When Obama lauded increased energy production in his State of the Union speech on Jan. 24, he drew criticism from some environmentalists opposed to fracking.
Waning Confidence
“We’re disappointed in his enthusiasm for shale gas,” said Iris Marie Bloom, director of Protecting Our Waters in Philadelphia. Obama “spoke about gas as if it’s better for the environment, which it’s not.”
Deutch, who headed an advisory panel on fracking for the Energy Department, voiced concern that public confidence in the technology will wane if action isn’t taken to address environmental concerns. The potential positive impact of increased North American production are “enormous,” he said.

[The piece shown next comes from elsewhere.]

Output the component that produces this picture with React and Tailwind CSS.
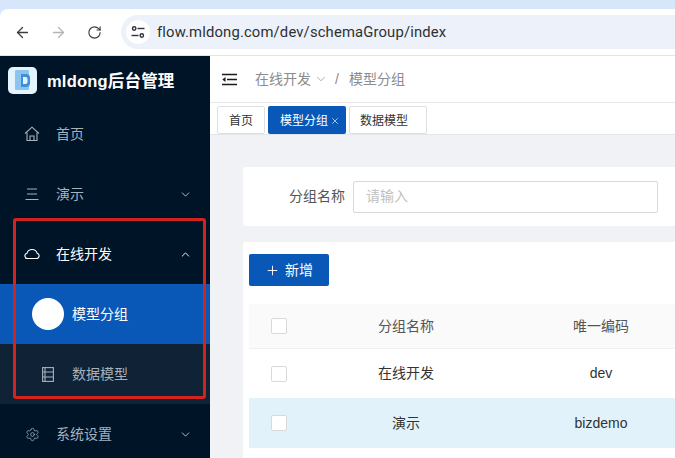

Higher U.S. output lessens the ability of countries like Iran and Russia to use “energy diplomacy” as a means of strengthening their influence, Amy Myers Jaffe, director of the Baker Institute Energy Forum at Rice University, and her colleagues wrote in a report last year.
While the U.S. will still have to pay attention to issues such as Israel’s security and Islamic fundamentalism in the Mideast, which could affect oil prices, it won’t have to be as worried about its supplies.
Positive ‘Shock’
Carlos Pascual, special envoy and coordinator for international energy affairs at the State Department, suggested at a Council on Foreign Relations conference in December that the increased production in the U.S. and elsewhere gives Washington more “maneuverability” in using sanctions to deal with Iran and its nuclear aspirations.
The increased U.S. production of oil and natural gas is a “positive supply shock” for the economy and for national security, said Philip Verleger, a former director of the office of energy policy at the Treasury Department and founder of PKVerleger LLC, a consulting firm in Aspen, Colorado.
“We aren’t there yet, but it looks like we’re blundering into a solution for the energy problem,” he said.